Da formação do governo, nem surpresa, nem decepção. Mais ou menos o esperado com duas notas politicamente importantes: Isabel Alçada e Vieira da Silva, de quem Sócrates muito espera, por razões diferentes. A passagem de Santos Silva para a Defesa vai finalmente permitir-nos perceber o que resta nele do famoso Comissário de Guerra que em tempos mais recuados o terá inspirado.
Veremos até que ponto irá a pormenorização do programa do governo. Provavelmente, aperceber-nos-emos do programa de cada ministério pela acção política do respectivo Ministro, à medida que a for concretizando. E, se assim for, não haverá como avaliar o programado com o realizado.
Também, pelo discurso de Sócrates, me pareceu que ele não interpretou correctamente o sentido do voto de 27 de Setembro. Com as suas palavras parece ter ratificado o que Santos Silva disse na SIC aqui há umas três semanas. Se está a contar com a fragilidade de Cavaco e a indisponibilidade da maior parte dos partidos para novas eleições em breve –factos inquestionáveis – para actuar como se tivesse maioria absoluta, vai enganar-se redondamente. É que o Parlamento, com o partido do Governo em minoria, também pode “governar”.
Finalmente, o texto de Richard Zimler, no Público de hoje, sobre as “teses” de Saramago. Jamais esquecerei o que disse Saramago em Oslo, no discurso de aceitação do Prémio Nobel: o elogio do seu Avô, homem analfabeto, como o homem mais sábio que conheceu.
Anos mais tarde, Lula, já como Presidente do Brasil, não se cansa de lutar contra o analfabetismo e de alertar para o “mau exemplo” que ele pode representar para a maior parte da juventude brasileira se não acreditar no estudo e na educação como factor primordial de erradicação da pobreza e da marginalidade.
Enfim, não temos que saber tudo, nem mesmo dominar o essencial da filosofia ocidental. Mas nada disso legitima a arrogância da nossa ignorância.

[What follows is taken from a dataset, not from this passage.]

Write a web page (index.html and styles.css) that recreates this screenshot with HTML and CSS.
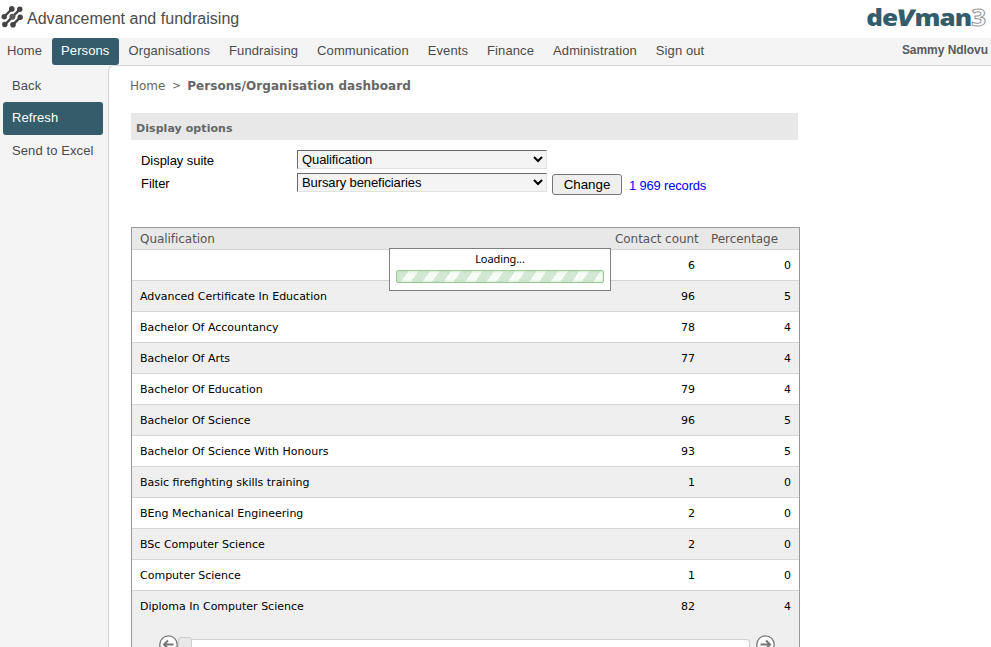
FILE: index.html
```
<!DOCTYPE html>
<html lang="en">
<head>
<meta charset="utf-8">
<title>Persons/Organisation dashboard</title>
<link rel="stylesheet" href="styles.css">
</head>
<body>
<header class="top">
  <svg class="mark" width="24" height="28" viewBox="0 0 24 28">
    <g stroke="#444" stroke-width="2.400" stroke-linecap="round" fill="none">
      <path d="M4.500 16.500 11.800 9M5 24.500 20 9.200M13 24.700 20.200 17.400"/>
    </g>
    <g fill="#444">
      <circle cx="11.800" cy="8.900" r="2.800"/><circle cx="19.800" cy="9.200" r="2.700"/>
      <circle cx="4.200" cy="16.700" r="2.700"/><circle cx="12.400" cy="16.800" r="3" fill="#5a5a5a"/><circle cx="20.200" cy="17.300" r="2.700"/>
      <circle cx="4.800" cy="24.500" r="2.700"/><circle cx="13" cy="24.800" r="2.800"/>
    </g>
  </svg>
  <h1>Advancement and fundraising</h1>
  <div class="brand">de<i>V</i>man<span>3</span></div>
</header>
<nav class="menu">
  <a>Home</a><a class="on">Persons</a><a>Organisations</a><a>Fundraising</a><a>Communication</a><a>Events</a><a>Finance</a><a>Administration</a><a>Sign out</a>
  <b class="user">Sammy Ndlovu</b>
</nav>
<div class="body">
  <aside class="side"><a>Back</a><a class="on">Refresh</a><a>Send to Excel</a></aside>
  <main>
    <div class="crumbs"><span>Home</span><span class="sep">&gt;</span><b>Persons/Organisation dashboard</b></div>
    <h2>Display options</h2>
    <form class="options">
      <label>Display suite</label>
      <div class="field"><select><option>Qualification</option></select></div>
      <label>Filter</label>
      <div class="field"><select><option>Bursary beneficiaries</option></select><button type="button">Change</button><span class="records">1 969 records</span></div>
    </form>
    <section class="grid">
      <div class="head"><span>Qualification</span><span>Contact count</span><span>Percentage</span></div>
      <div class="row"><span></span><span>6</span><span>0</span></div>
      <div class="row"><span>Advanced Certificate In Education</span><span>96</span><span>5</span></div>
      <div class="row"><span>Bachelor Of Accountancy</span><span>78</span><span>4</span></div>
      <div class="row"><span>Bachelor Of Arts</span><span>77</span><span>4</span></div>
      <div class="row"><span>Bachelor Of Education</span><span>79</span><span>4</span></div>
      <div class="row"><span>Bachelor Of Science</span><span>96</span><span>5</span></div>
      <div class="row"><span>Bachelor Of Science With Honours</span><span>93</span><span>5</span></div>
      <div class="row"><span>Basic firefighting skills training</span><span>1</span><span>0</span></div>
      <div class="row"><span>BEng Mechanical Engineering</span><span>2</span><span>0</span></div>
      <div class="row"><span>BSc Computer Science</span><span>2</span><span>0</span></div>
      <div class="row"><span>Computer Science</span><span>1</span><span>0</span></div>
      <div class="row last"><span>Diploma In Computer Science</span><span>82</span><span>4</span></div>
      <div class="scroller">
        <svg width="19" height="19" viewBox="0 0 19 19"><circle cx="9.500" cy="9.500" r="8.700" fill="#fff" stroke="#777" stroke-width="1.300"/><path d="M14.500 9.500H5.500M9 5.500 5 9.500l4 4" fill="none" stroke="#777" stroke-width="2"/></svg>
        <div class="track"><div class="thumb"></div></div>
        <svg width="19" height="19" viewBox="0 0 19 19"><circle cx="9.500" cy="9.500" r="8.700" fill="#fff" stroke="#777" stroke-width="1.300"/><path d="M4.500 9.500h9M10 5.500l4 4-4 4" fill="none" stroke="#777" stroke-width="2"/></svg>
      </div>
      <div class="loading"><span>Loading...</span><div class="bar"></div></div>
    </section>
  </main>
</div>
</body>
</html>
```
FILE: styles.css
```
* { box-sizing: border-box; }
body { margin: 0; height: 647px; overflow: hidden; background: #fff; font-family: "Liberation Sans", sans-serif; color: #4b4b4b; }
.top { height: 38px; display: flex; align-items: flex-start; }
.mark { overflow: visible; }
h1 { margin: 9px 0 0 3px; font-size: 16px; line-height: 19px; font-weight: 400; white-space: nowrap; letter-spacing: .02px; }
.brand { margin: 1px 6px 0 auto; font: 800 23px/32px "Open Sans", sans-serif; color: #355c6b; letter-spacing: -.8px; white-space: nowrap; transform: scaleX(1.13); transform-origin: right; }
.brand i { font-style: normal; display: inline-block; transform: skewX(-10deg); }
.brand span { color: #fff; font-weight: 700; -webkit-text-stroke: 1px #999; }
.menu { height: 28px; display: flex; background: #f4f4f4; border-bottom: 1px solid #d5d5d5; font-size: 13px; line-height: 26px; }
.menu a { height: 27px; padding: 0 9px; margin-right: 1px; letter-spacing: .1px; white-space: nowrap; }
.menu a:first-child { padding-left: 7px; }
.menu .on { position: relative; padding-right: 9.500px; margin-right: .6px; background: #355c6b; color: #fff; border-radius: 3px; }
.user { margin: 0 3px 0 auto; font-size: 12px; line-height: 25px; color: #5a5a5a; letter-spacing: -.05px; }
.body { display: flex; height: 582px; margin-top: -1px; background: #f4f4f4; }
.side { width: 108px; padding: 4px 5px 0 3px; font-size: 13px; }
.side a { display: block; height: 33px; line-height: 33px; padding-left: 9px; letter-spacing: .1px; border-radius: 3px; }
.side .on { background: #355c6b; color: #fff; line-height: 32px; }
.side a:last-child { line-height: 31px; }
main { flex: 1; padding: 11px 0 0 21px; background: #fff; border-left: 1px solid #d5d5d5; border-top: 1px solid #d5d5d5; border-top-left-radius: 6px; }
.crumbs { height: 18px; line-height: 18px; display: flex; font-family: "DejaVu Sans", sans-serif; font-size: 12px; color: #666; }
.crumbs b { letter-spacing: .07px; }
.crumbs .sep { margin: 0 6px 0 6.500px; font-size: 11px; }
h2 { margin: 18px 0 0 1px; width: 667px; height: 27px; padding: 2px 0 0 5px; background: #e8e8e8; color: #666; font: bold 11px/27px "DejaVu Sans", sans-serif; letter-spacing: .07px; }
.options { margin: 10px 0 0 11px; display: grid; grid-template-columns: 156px auto; grid-template-rows: 23px 23px; color: #000; font-size: 13px; line-height: 21px; letter-spacing: -.05px; }
.field { display: flex; align-items: flex-start; }
select { width: 250px; height: 19px; padding: 0; background: #f4f4f4; color: #000; border: 1px solid #e2e2e2; border-top-color: #6a6a6a; border-left-color: #6a6a6a; border-radius: 0; font: 13px "Liberation Sans", sans-serif; letter-spacing: -.1px; }
button { width: 70px; height: 21px; margin: 1px 7px 0 5px; padding: 0; border: 1px solid #767676; border-radius: 3px; background: #efefef; color: #000; font: 13.333px "Liberation Sans", sans-serif; }
.records { color: #00f; margin-top: 2px; letter-spacing: -.18px; }
.grid { position: relative; width: 669px; height: 440px; margin: 31px 0 0 1px; border: 1px solid #999; background: #efefef; font-family: "DejaVu Sans", sans-serif; font-size: 11px; color: #000; }
.head, .row { display: grid; grid-template-columns: 471px 84px 1fr; padding: 0 8px 0 8px; }
.head { height: 22px; line-height: 22px; font-size: 12px; color: #555; background: #e8e8e8; border-bottom: 1px solid #d5d5d5; grid-template-columns: 475px 96px 1fr; letter-spacing: -.05px; }
.row { height: 31px; line-height: 32px; background: #fff; border-bottom: 1px solid #d5d5d5; }
.row:nth-child(odd) { background: #efefef; }
.row span:nth-child(n+2) { text-align: right; }
.row.last { border-bottom: 0; }
.scroller { display: flex; padding: 13px 0 0 27px; }
.track { width: 572px; height: 14px; margin: 4px 6px 0 0; background: #fff; border-top: 1px solid #d0d0d0; border-right: 1px solid #ccc; border-radius: 0 4px 0 0; }
.thumb { width: 14px; height: 16px; margin-top: -3px; background: #e8e8e8; border: 1px solid #ccc; border-radius: 3px; }
.loading { position: absolute; left: 257px; top: 20px; width: 222px; height: 43px; padding: 3px 6px; background: #fff; border: 1px solid #808080; text-align: center; font: 11px/14px "Noto Sans", sans-serif; }
.loading span { display: block; height: 18px; line-height: 14px; letter-spacing: -.1px; }
.bar { height: 13px; border: 1px solid #9c9; border-radius: 2px; background: repeating-linear-gradient(125deg, #d3e9d3 0 9.500px, #f7fcf7 9.500px 17.500px); box-shadow: inset 0 0 3px #b5dcb5; }
```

segunda-feira, 12 de outubro de 2009

UM BREVE INTERREGNO


SEM PERDER O CONTACTO

Agora por uns tempos vou para longe. Talvez por 15 dias. Estamos todos um pouco cansados da política escrita e falada. Corremos o risco, para não dizer a certeza, de nos repetirmos, de nos banalizarmos, enfim, de não ter nada de interessante para dizer.
Irei dando notícias, porventura de outra natureza. Nada como os grandes espaços para abrir novos horizontes e refrescar as ideias. Tudo o que é acessório perderá imediatamente importância sem necessidade de qualquer reflexão. É a vantagem de quem vê de longe. De longe vê-se mais longe.

sexta-feira, 9 de outubro de 2009

MARCELO MUITO ACTIVO


GRANDES DESAFIOS O ESPERAM

Marcelo Rebelo de Sousa está activo no PSD como há muito não se via. Participa nas campanhas do partido, pondera ponderar concorrer à sucessão de MFL, enfim, acha que é chegada a hora.
Ontem ou hoje disse que o PSD deveria mobilizar-se desde já para a recandidatura de Cavaco Silva. Depois do enorme e frustrado esforço que Cavaco fez para demonstrar que é independente, lá vem MRS pedir a mobilização do partido.
É claro que Marcelo sabe perfeitamente o que Cavaco tem feito ao partido, sem, contudo, deixar de se aproveitar dele sempre que lhe convém, de acordo com os seus timings e a sua agenda. Marcelo sabe tudo isso. O que Marcelo pretende é começar pressionar Cavaco e deixar muito claro que, se quer recandidatar-se, vai ter de se decidir de acordo com o tempo político-eleitoral do partido.
Tudo isto porque Marcelo acha que é o melhor candidato para qualquer dos dois lugares (PR e PM) e o que está em melhores condições de ganhar. E é muito capaz de não estar enganado…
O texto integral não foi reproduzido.